The Language of Lawyers, From “Jingle Mail” to “Benchslap”
by Ken Bresler
Massachusetts Lawyers Weekly, September 15, 2014
A legal dictionary has just recognized additions to the language of lawyers – and it’s not the new edition of Black’s Law Dictionary. The 2014 supplement to the Modern Dictionary for the Legal Profession contains an entry for “Romeo and Juliet Bill”: legislation “to spare teenagers and young adults who engaged in consensual sex from being branded as sex offenders….” It also defines “Swatting” as “[t]ricking a police dispatcher into sending an emergency response team….”
If the 2014 Supplement, more formally, the “Fourth Edition 2014 Cumulative Supplement,” reflects any single impact on the legal system, it’s probably the Great Recession’s damage to the real estate market. “Jingle Mail” is an “[i]nformal foreclosure technique in which the defaulting borrower (buyer) mails the keys to the property to the lender (seller or mortgage company).”
A “Zombie Title” is “[r]ight to ownership and possession of a home that remains with a person who believes he or she has lost the property to foreclosure.” Zombie titles arose when banks decided “it was not worth their while to complete foreclosures….Unsuspecting homeowners have had their wages garnished, credit destroyed, and…tax refunds seized.”
And the supplement contains an entry for a more familiar term, “Underwater,” which occurs “when a debtor owes more on a secured loan than the collateral…is worth.”
Professor Gerry W. Beyer of the School of Law at Texas Tech University edited the Fourth Edition and its recent supplement. W.S. Hein & Co. issued the 2014 supplement in August. Professor Beyer said that he “combed judicial opinions and the popular press to find new terms which attorneys need to understand.”
The supplement does more than define new legal terms, such as “Wet signature”: a “[s]ignature physically written on paper contrasted with a faxed or digital signature.” It alerts lawyers to the existence of new phenomena. They include the “Red Market,” the market “on which body parts and organs are bought, sold and traded,” and “Sleepover”: “Practice in which an election worker takes voting machines home” before an election “to protect them from tampering….”
Some definitions in the supplement are specific to lawyers. “Quotient Verdict” is the “[p]ractice of jurors determining damages by averaging the amounts each juror believes the plaintiff should recover….” A long entry defines the “Lodestar Method,” which is “used to determine what constitutes a reasonable attorney’s fee.”

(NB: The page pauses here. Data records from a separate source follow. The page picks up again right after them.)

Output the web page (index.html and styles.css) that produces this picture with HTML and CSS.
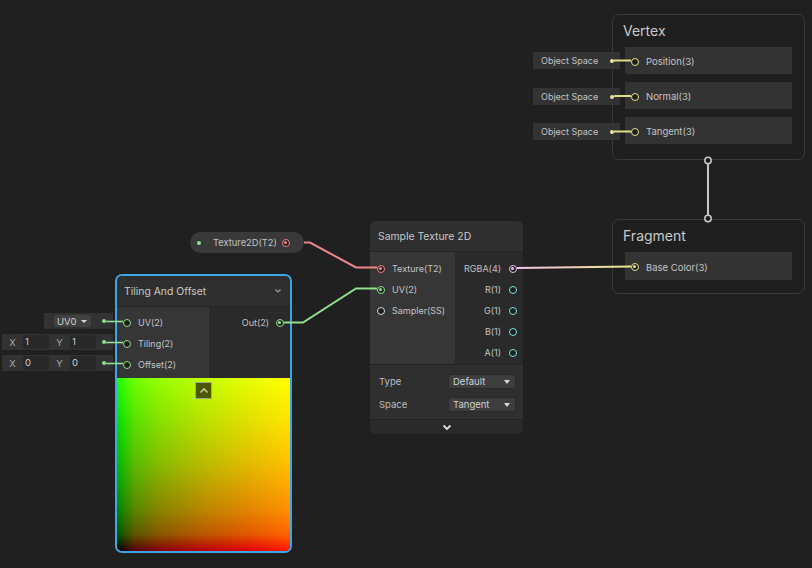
FILE: index.html
```html
<!DOCTYPE html>
<html>
<head>
<meta charset="utf-8">
<link rel="stylesheet" href="styles.css">
</head>
<body>
<div class="graph">

  <!-- Vertex context -->
  <div class="context vertex">
    <div class="ctx-title">Vertex</div>
    <div class="blocks">
      <div class="block"><span class="port yellow"></span><span class="lbl">Position(3)</span></div>
      <div class="block"><span class="port yellow"></span><span class="lbl">Normal(3)</span></div>
      <div class="block"><span class="port yellow"></span><span class="lbl">Tangent(3)</span></div>
    </div>
  </div>

  <div class="os-field os1"><span>Object Space</span><span class="dot ydot"></span></div>
  <div class="os-field os2"><span>Object Space</span><span class="dot ydot"></span></div>
  <div class="os-field os3"><span>Object Space</span><span class="dot ydot"></span></div>

  <!-- Fragment context -->
  <div class="context fragment">
    <div class="ctx-title">Fragment</div>
    <div class="blocks">
      <div class="block tall"><span class="port yellow on"></span><span class="lbl">Base Color(3)</span></div>
    </div>
  </div>

  <!-- Texture property -->
  <div class="prop">
    <span class="dot gdot"></span>
    <span class="prop-lbl">Texture2D(T2)</span>
    <span class="port red on"></span>
  </div>

  <!-- Sample Texture 2D -->
  <div class="node sample">
    <div class="node-head">Sample Texture 2D</div>
    <div class="node-body">
      <div class="col-in">
        <div class="row"><span class="port red on"></span><span class="lbl">Texture(T2)</span></div>
        <div class="row"><span class="port green on"></span><span class="lbl">UV(2)</span></div>
        <div class="row"><span class="port white"></span><span class="lbl">Sampler(SS)</span></div>
      </div>
      <div class="col-out">
        <div class="row"><span class="lbl">RGBA(4)</span><span class="port pink on"></span></div>
        <div class="row"><span class="lbl">R(1)</span><span class="port cyan"></span></div>
        <div class="row"><span class="lbl">G(1)</span><span class="port cyan"></span></div>
        <div class="row"><span class="lbl">B(1)</span><span class="port cyan"></span></div>
        <div class="row"><span class="lbl">A(1)</span><span class="port cyan"></span></div>
      </div>
    </div>
    <div class="settings">
      <div class="set-row"><span class="set-lbl">Type</span><span class="dropdown"><span>Default</span><span class="tri"></span></span></div>
      <div class="set-row"><span class="set-lbl">Space</span><span class="dropdown"><span>Tangent</span><span class="tri"></span></span></div>
    </div>
    <div class="node-foot">
      <svg width="10" height="7" viewBox="0 0 10 7"><polyline points="1.5,1.5 5,5 8.5,1.5" fill="none" stroke="#e0e0e0" stroke-width="1.8"/></svg>
    </div>
  </div>

  <!-- Inline inputs for Tiling And Offset -->
  <div class="inline in-uv">
    <span class="mini-dd"><span>UV0</span><span class="tri small"></span></span>
    <span class="dot gdot"></span>
  </div>
  <div class="inline in-tiling">
    <span class="axis">X</span><span class="num">1</span>
    <span class="axis">Y</span><span class="num">1</span>
    <span class="dot gdot"></span>
  </div>
  <div class="inline in-offset">
    <span class="axis">X</span><span class="num">0</span>
    <span class="axis">Y</span><span class="num">0</span>
    <span class="dot gdot"></span>
  </div>

  <!-- Tiling And Offset -->
  <div class="node tiling">
    <div class="node-head tiling-head">
      <span>Tiling And Offset</span>
      <svg width="8" height="6" viewBox="0 0 8 6"><polyline points="1.5,1.5 4,4 6.5,1.5" fill="none" stroke="#9a9a9a" stroke-width="1.2"/></svg>
    </div>
    <div class="node-body tiling-body">
      <div class="col-in">
        <div class="row"><span class="port green"></span><span class="lbl">UV(2)</span></div>
        <div class="row"><span class="port green"></span><span class="lbl">Tiling(2)</span></div>
        <div class="row"><span class="port green"></span><span class="lbl">Offset(2)</span></div>
      </div>
      <div class="col-out">
        <div class="row"><span class="lbl">Out(2)</span><span class="port green on"></span></div>
      </div>
    </div>
    <div class="preview">
      <span class="collapse">
        <svg width="10" height="7" viewBox="0 0 10 7"><polyline points="1.5,5.5 5,2 8.5,5.5" fill="none" stroke="#c8c8a8" stroke-width="1.6"/></svg>
      </span>
    </div>
  </div>

  <!-- Edges -->
  <svg class="edges" width="812" height="568" viewBox="0 0 812 568">
    <defs>
      <linearGradient id="py" x1="517" y1="0" x2="631" y2="0" gradientUnits="userSpaceOnUse">
        <stop offset="0" stop-color="#f4c2ec"/>
        <stop offset="1" stop-color="#e6e68a"/>
      </linearGradient>
    </defs>
    <polyline points="304,242.5 310,242.5 356,267.5 377,267.5" fill="none" stroke="#ef8585" stroke-width="2"/>
    <polyline points="284,322.5 303,322.5 356,288.5 377,288.5" fill="none" stroke="#8fe08a" stroke-width="2"/>
    <line x1="517" y1="268" x2="631" y2="266.5" stroke="url(#py)" stroke-width="2"/>
    <line x1="708" y1="164" x2="708" y2="215" stroke="#c8c8c8" stroke-width="2"/>
    <circle cx="708" cy="160.5" r="3.2" fill="#1f1f1f" stroke="#c8c8c8" stroke-width="1.5"/>
    <circle cx="708" cy="218.5" r="3.2" fill="#1f1f1f" stroke="#c8c8c8" stroke-width="1.5"/>
    <line x1="614" y1="60.5" x2="631" y2="60.5" stroke="#dede86" stroke-width="2"/>
    <line x1="614" y1="96" x2="631" y2="96" stroke="#dede86" stroke-width="2"/>
    <line x1="614" y1="131.5" x2="631" y2="131.5" stroke="#dede86" stroke-width="2"/>
    <line x1="106" y1="321.5" x2="123" y2="321.5" stroke="#8fe08a" stroke-width="1.6"/>
    <line x1="106" y1="342.5" x2="123" y2="342.5" stroke="#8fe08a" stroke-width="1.6"/>
    <line x1="106" y1="363.5" x2="123" y2="363.5" stroke="#8fe08a" stroke-width="1.6"/>
  </svg>
</div>
</body>
</html>
```

FILE: styles.css
```css
html, body {
  margin: 0;
  padding: 0;
  background: #202020;
}

body {
  font-family: Inter, "Noto Sans", "Liberation Sans", sans-serif;
  color: #c4c4c4;
  font-size: 9px;
}

.graph {
  position: relative;
  width: 812px;
  height: 568px;
  overflow: hidden;
  background: #202020;
}

.edges {
  position: absolute;
  left: 0;
  top: 0;
  pointer-events: none;
}

/* Ports */
.port {
  position: relative;
  flex: none;
  width: 8px;
  height: 8px;
  border-radius: 50%;
  border: 1.5px solid #c8c8c8;
  box-sizing: border-box;
  background: #1e1e1e;
}
.port.on::after {
  content: "";
  position: absolute;
  left: 1px;
  top: 1px;
  width: 3px;
  height: 3px;
  border-radius: 50%;
  background: currentColor;
}
.port.yellow { border-color: #e4e48a; color: #e4e48a; }
.port.red { border-color: #ef8585; color: #ef8585; }
.port.green { border-color: #8fe08a; color: #8fe08a; }
.port.pink { border-color: #f0c0ea; color: #f0c0ea; }
.port.cyan { border-color: #7fe0e4; color: #7fe0e4; }
.port.white { border-color: #d8d8d8; color: #d8d8d8; }

.lbl { font-size: 9px; }

.dot {
  flex: none;
  width: 4px;
  height: 4px;
  border-radius: 50%;
}
.ydot { background: #e8e89a; }
.gdot { background: #8fe08a; }

/* Contexts */
.context {
  position: absolute;
  box-sizing: border-box;
  border: 1px solid #3a3a3a;
  border-radius: 7px;
  background: #1f1f1f;
  padding: 0 12px;
}
.vertex { left: 612px; top: 14px; width: 193px; height: 146px; }
.fragment { left: 612px; top: 219px; width: 193px; height: 75px; }

.ctx-title {
  height: 32px;
  line-height: 32px;
  margin-left: -2px;
  font-size: 14px;
  color: #cacaca;
}

.blocks {
  display: flex;
  flex-direction: column;
  gap: 8px;
}
.block {
  height: 27px;
  background: #333333;
  display: flex;
  align-items: center;
  padding-left: 6px;
  padding-top: 2px;
  box-sizing: border-box;
  gap: 7px;
}
.block.tall { height: 28px; }
.block .lbl { font-size: 9.5px; }

.os-field {
  position: absolute;
  left: 533px;
  width: 87px;
  height: 17px;
  box-sizing: border-box;
  background: #333333;
  display: flex;
  align-items: center;
  justify-content: space-between;
  padding: 0 6px 0 8px;
  font-size: 9px;
  color: #c4c4c4;
}
.os1 { top: 52px; }
.os2 { top: 88px; }
.os3 { top: 123px; }

/* Property pill */
.prop {
  position: absolute;
  left: 190px;
  top: 232px;
  width: 114px;
  height: 21px;
  border-radius: 10.5px;
  background: #393939;
  display: flex;
  align-items: center;
  box-sizing: border-box;
  padding: 0 14px 0 7px;
}
.prop-lbl {
  margin-left: 12px;
  flex: 1;
  font-size: 9.3px;
}

/* Nodes */
.node {
  position: absolute;
  box-sizing: border-box;
  background: #2a2a2a;
  border-radius: 6px;
  overflow: hidden;
}
.node-head {
  height: 31px;
  line-height: 31px;
  padding-left: 8px;
  background: #2f2f2f;
  font-size: 10.4px;
  color: #c8c8c8;
  border-bottom: 1px solid #242424;
  box-sizing: border-box;
}
.node-body {
  display: flex;
  border-bottom: 1px solid #232323;
}
.col-in {
  background: #363636;
  padding-top: 6px;
  box-sizing: border-box;
}
.col-out {
  flex: 1;
  background: #2a2a2a;
  padding-top: 6px;
  box-sizing: border-box;
}
.row {
  height: 21px;
  display: flex;
  align-items: center;
}
.col-in .row { padding-left: 7px; gap: 7px; }
.col-out .row { justify-content: flex-end; padding-right: 6px; gap: 8px; }

.sample { left: 370px; top: 221px; width: 153px; }
.sample .node-body { height: 112px; }
.sample .col-in { width: 85px; }

.settings {
  height: 55px;
  background: #2f2f2f;
  padding-top: 5px;
  box-sizing: border-box;
  border-bottom: 1px solid #222;
}
.set-row {
  height: 23px;
  display: flex;
  align-items: center;
  padding: 0 7px 0 9px;
}
.set-lbl { flex: 1; font-size: 9.5px; color: #bdbdbd; }
.dropdown {
  width: 68px;
  height: 15px;
  box-sizing: border-box;
  background: #3e3e3e;
  border: 1px solid #2a2a2a;
  border-radius: 3px;
  display: flex;
  align-items: center;
  justify-content: space-between;
  padding: 0 5px 0 4px;
  font-size: 9.5px;
  color: #d0d0d0;
}
.tri {
  width: 0;
  height: 0;
  border-left: 3.5px solid transparent;
  border-right: 3.5px solid transparent;
  border-top: 4px solid #d8d8d8;
}
.tri.small {
  border-left-width: 3px;
  border-right-width: 3px;
  border-top-width: 3.5px;
}
.node-foot {
  height: 14px;
  background: #2a2a2a;
  display: flex;
  align-items: center;
  justify-content: center;
}

/* Tiling and offset */
.tiling {
  left: 115px;
  top: 274px;
  width: 177px;
  height: 279px;
  border: 2px solid #3ca6e6;
  border-radius: 7px;
}
.tiling-head {
  display: flex;
  align-items: center;
  justify-content: space-between;
  padding: 0 8px 0 7px;
  height: 31px;
}
.tiling .node-body { height: 71px; padding: 0; border-bottom: none; }
.tiling .col-in { width: 92px; padding-top: 5px; }
.tiling .col-out { padding-top: 5px; }
.tiling .col-in .row { padding-left: 6px; gap: 7px; }
.tiling .col-out .row { padding-right: 6px; gap: 7px; }

.preview {
  height: 173px;
  background:
    linear-gradient(to right,
      rgb(0,0,0) 0%,
      rgb(89,0,0) 10%,
      rgb(136,0,0) 25%,
      rgb(186,0,0) 50%,
      rgb(224,0,0) 75%,
      rgb(255,20,0) 100%),
    linear-gradient(to top,
      rgb(0,0,0) 0%,
      rgb(0,89,0) 10%,
      rgb(0,136,0) 25%,
      rgb(0,186,0) 50%,
      rgb(0,224,0) 75%,
      rgb(30,255,0) 100%);
  background-blend-mode: screen;
  display: flex;
  justify-content: center;
  padding-top: 4px;
  box-sizing: border-box;
}
.collapse {
  width: 17px;
  height: 17px;
  box-sizing: border-box;
  background: #4d5900;
  border: 1px solid #a0a890;
  display: flex;
  align-items: center;
  justify-content: center;
}

/* Inline inputs */
.inline {
  position: absolute;
  height: 16px;
  background: #323232;
  display: flex;
  align-items: center;
  box-sizing: border-box;
}
.in-uv { left: 44px; top: 313px; width: 69px; padding-left: 10px; }
.in-tiling { left: 2px; top: 334px; width: 111px; }
.in-offset { left: 2px; top: 355px; width: 111px; }
.in-uv .dot, .in-tiling .dot, .in-offset .dot { margin-left: auto; margin-right: 7px; }

.mini-dd {
  width: 37px;
  height: 12px;
  box-sizing: border-box;
  background: #414141;
  border-radius: 2px;
  display: flex;
  align-items: center;
  justify-content: space-between;
  padding: 0 4px 0 3px;
  font-size: 9.5px;
  color: #d0d0d0;
}
.axis {
  width: 21px;
  text-align: center;
  font-size: 9.5px;
  color: #a8a8a8;
}
.num {
  width: 26px;
  height: 14px;
  box-sizing: border-box;
  background: #282828;
  border-radius: 2px;
  padding-left: 2px;
  line-height: 14px;
  font-size: 9.5px;
  color: #d0d0d0;
}
```
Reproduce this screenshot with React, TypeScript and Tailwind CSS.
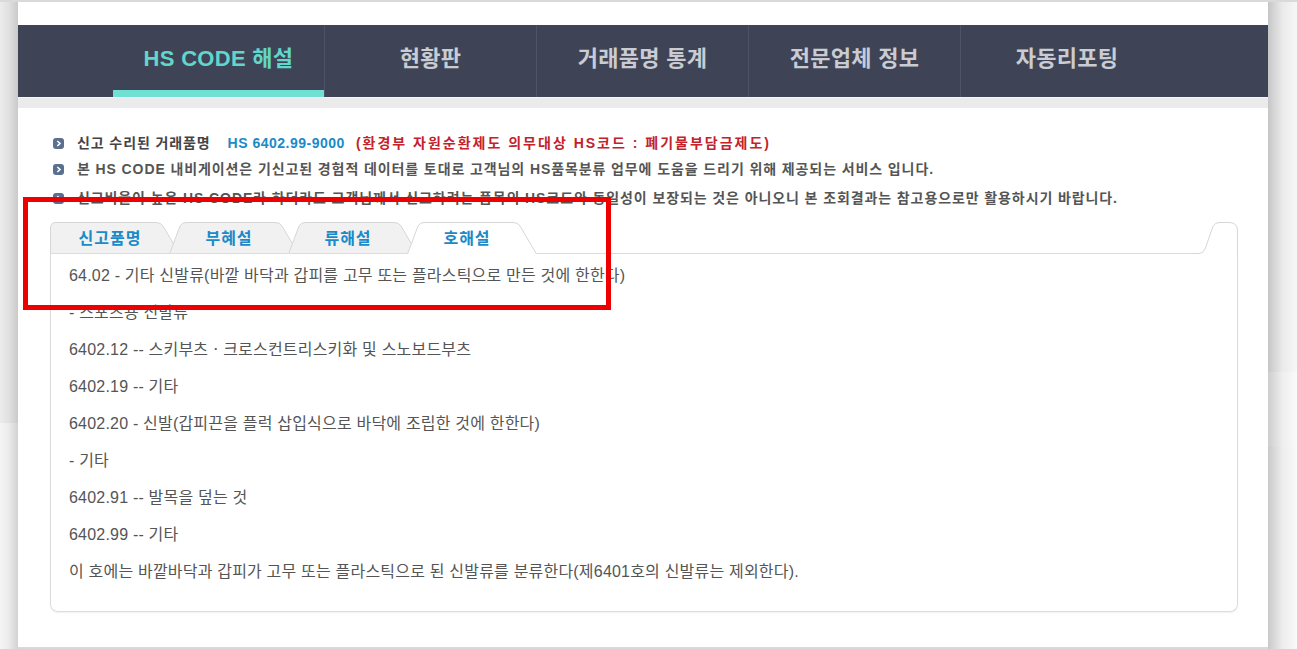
import React from 'react'

const NAV = [
  { label: 'HS CODE 해설', active: true },
  { label: '현황판', active: false },
  { label: '거래품명 통계', active: false },
  { label: '전문업체 정보', active: false },
  { label: '자동리포팅', active: false },
]

const TABS = [
  { label: '신고품명', active: false },
  { label: '부혜설', active: false },
  { label: '류해설', active: false },
  { label: '호해설', active: true },
]

const LINES = [
  '64.02 - 기타 신발류(바깥 바닥과 갑피를 고무 또는 플라스틱으로 만든 것에 한한다)',
  '- 스포츠용 신발류',
  '6402.12 -- 스키부츠ㆍ크로스컨트리스키화 및 스노보드부츠',
  '6402.19 -- 기타',
  '6402.20 - 신발(갑피끈을 플럭 삽입식으로 바닥에 조립한 것에 한한다)',
  '- 기타',
  '6402.91 -- 발목을 덮는 것',
  '6402.99 -- 기타',
  '이 호에는 바깥바닥과 갑피가 고무 또는 플라스틱으로 된 신발류를 분류한다(제6401호의 신발류는 제외한다).',
]

const FONT = { fontFamily: '"Liberation Sans", "Noto Sans CJK KR", sans-serif' }

function Bullet() {
  return (
    <svg width="11" height="11" viewBox="0 0 11 11" className="shrink-0">
      <rect x="0" y="0" width="11" height="11" rx="3" fill="#5b6f8f" />
      <path d="M4.3 3 L7 5.5 L4.3 8" stroke="#fff" strokeWidth="1.6" fill="none" />
    </svg>
  )
}

function Tab({ label, active, first }: { label: string; active: boolean; first: boolean }) {
  const d = first
    ? 'M0.5,32 L0.5,6 Q0.5,0.5 6,0.5 L106,0.5 Q111,0.5 113,4 L129.5,32'
    : 'M0.5,32 L11,4 Q13,0.5 17,0.5 L106,0.5 Q111,0.5 113,4 L129.5,32'
  return (
    <div className={`relative w-[130px] h-[32px] shrink-0 ${first ? '' : '-ml-[11px]'} ${active ? 'z-10' : ''}`}>
      <svg width="130" height="32" viewBox="0 0 130 32" className="absolute inset-0">
        <path d={d + ' Z'} fill={active ? '#ffffff' : '#f1f1f1'} />
        <path d={d} fill="none" stroke="#d6d6d6" strokeWidth="1" />
        {!active && <path d="M0,31.5 L130,31.5" stroke="#dcdcdc" strokeWidth="1" />}
      </svg>
      <div className="relative h-full flex items-center justify-center pr-[10px] pt-[1px] text-[16px] tracking-[1px] font-bold text-[#1a8bc8]">
        {label}
      </div>
    </div>
  )
}

export default function App() {
  return (
    <div className="relative w-[1297px] h-[649px] overflow-hidden bg-white" style={FONT}>
      <div className="flex h-full border-t-2 border-[#dadada]">
        {/* left gutter */}
        <div className="w-[18px] flex flex-col">
          <div className="h-[421px] bg-gradient-to-r from-[#ececec] via-[#e0e0e0] to-[#cacaca]" />
          <div className="flex-1 bg-gradient-to-r from-[#f5f5f5] via-[#ebebeb] to-[#d2d2d2]" />
        </div>

        {/* main */}
        <div className="w-[1250px] flex flex-col bg-white border-b-2 border-[#d9d9d9]">
          <div className="h-[23px]" />
          <nav className="h-[72px] bg-[#3e4456] flex pl-[95px]">
            {NAV.map((n, i) => (
              <div
                key={n.label}
                className={`relative w-[212px] flex items-center justify-center pb-[5px] text-[22px] tracking-[0.3px] font-bold ${i < 4 ? 'border-r border-[#4d5467]' : ''} ${n.active ? 'text-[#62d6cb]' : 'text-[#c9ccd2]'}`}
              >
                {n.label}
                {n.active && <div className="absolute left-0 right-0 bottom-0 h-[7px] bg-[#6ee0d4]" />}
              </div>
            ))}
          </nav>
          <div className="h-[11px] bg-[#ebebeb] border-t border-[#f6f6f6]" />

          {/* notices */}
          <div className="pl-[35px] pt-[22px] flex flex-col text-[14px] tracking-[0.9px] font-bold text-[#555]">
            <div className="h-[26px] flex items-center gap-[13px]">
              <Bullet />
              <span className="text-[#444]">신고 수리된 거래품명</span>
              <span className="text-[#1a8bc8] ml-[4px] tracking-[0.5px]">HS 6402.99-9000</span>
              <span className="text-[#c4222a] -ml-[2px] tracking-[2px]">(환경부 자원순환제도 의무대상 HS코드 : 폐기물부담금제도)</span>
            </div>
            <div className="h-[26px] flex items-center gap-[13px]">
              <Bullet />
              <span>본 HS CODE 내비게이션은 기신고된 경험적 데이터를 토대로 고객님의 HS품목분류 업무에 도움을 드리기 위해 제공되는 서비스 입니다.</span>
            </div>
            <div className="h-[29px] flex items-center gap-[13px] pt-[3px]">
              <Bullet />
              <span>신고비율이 높은 HS CODE라 하더라도 고객님께서 신고하려는 품목의 HS코드와 동일성이 보장되는 것은 아니오니 본 조회결과는 참고용으로만 활용하시기 바랍니다.</span>
            </div>
          </div>

          {/* tabs panel */}
          <div className="ml-[32px] mr-[30px] mt-[11px] flex flex-col">
            <div className="flex items-end h-[32px]">
              {TABS.map((t, i) => (
                <Tab key={t.label} label={t.label} active={t.active} first={i === 0} />
              ))}
              <div className="flex-1 h-px bg-[#dcdcdc]" />
              <svg width="45" height="32" viewBox="0 0 45 32" className="shrink-0">
                <path
                  d="M0,31.5 L6,31.5 Q10,31.5 12,27 L20,4.5 Q22,0.5 26,0.5 L36,0.5 Q44.5,0.5 44.5,9 L44.5,32"
                  fill="none"
                  stroke="#d6d6d6"
                  strokeWidth="1"
                />
              </svg>
            </div>
            <div className="border-x border-b border-[#dcdcdc] rounded-b-[8px] shadow-[0_1px_2px_rgba(0,0,0,0.06)] pl-[18px] pt-[3px] pb-[21px] text-[16px] tracking-[0.2px] text-[#555]">
              {LINES.map((l) => (
                <div key={l} className="h-[37px] flex items-center">
                  {l}
                </div>
              ))}
            </div>
          </div>
        </div>

        {/* right gutter */}
        <div className="flex-1 flex flex-col">
          <div className="h-[370px] bg-gradient-to-r from-[#c6c6c6] via-[#eaeaea] to-[#f7f7f7]" />
          <div className="h-[75px] bg-gradient-to-r from-[#cdcdcd] via-[#eeeeee] to-[#fafafa]" />
          <div className="flex-1 bg-gradient-to-r from-[#c9c9c9] via-[#ededed] to-[#f9f9f9]" />
        </div>
      </div>

      {/* red highlight annotation */}
      <div className="absolute left-[23px] top-[197px] w-[588px] h-[113px] border-[5px] border-[#ee0000]" />
    </div>
  )
}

The continuing influence on the law of Western culture, specifically the influence of Shakespeare and the Bible, is reflected in the definition of a “Romeo and Juliet Bill” and an updated entry for “Baby Moses Law.” The definition: “Also known as Safe-Haven law, it provides confidential and safe places for parents to relinquish newborn infants….” All 50 states have Baby Moses Laws, the supplement reports.
Islamic law, sometimes called sharia, earned a definition in the supplement, “Mahr,” the “Islamic religious custom in which a husband enters into a contract to give his wife a designated amount of money either at the time of their marriage or upon divorce.” Mahr is only the second Islamic legal practice defined by the Modern Dictionary for the Legal Profession. The first was “Fatwa,” in the Fourth Edition, published in 2008: an “Islamic religious edict that proclaims a death sentence on an individual.” (Beyer acknowledges the need to revise the definition.)
The 10th edition of Black’s Law Dictionary, edited by Bryan Garner, also appeared in 2014. Its 7,500 new entries comprise long-established terms, such as “rationale,” and new ones, such as “Benchslap: A judge’s sharp rebuke of counsel, a litigant, or perhaps another judge….”
Oliver Wendell Holmes Jr. wrote in 1899, “A word generally has several meanings, even in the dictionary. You have to consider the sentence in which it stands to decide which of those meanings it bears in the particular case, and very likely will see that it there has a shade of significance more refined than any given in the wordbook.”
Holmes may have been right. But judges do rely on dictionaries. Justice Scalia referred repeatedly to dictionaries in his contentious concurrence in NRLB v. Canning. The case concerns the Recess Appointments Clause; the U.S. Supreme Court issued it on June 26, 2014. Judges’ reliance on dictionaries means that legal lexicography really matters, cases can turn on what “wordbooks” say, and the writer of legal definitions may be powerful indeed – not as powerful as those who write statutes, but powerful nonetheless.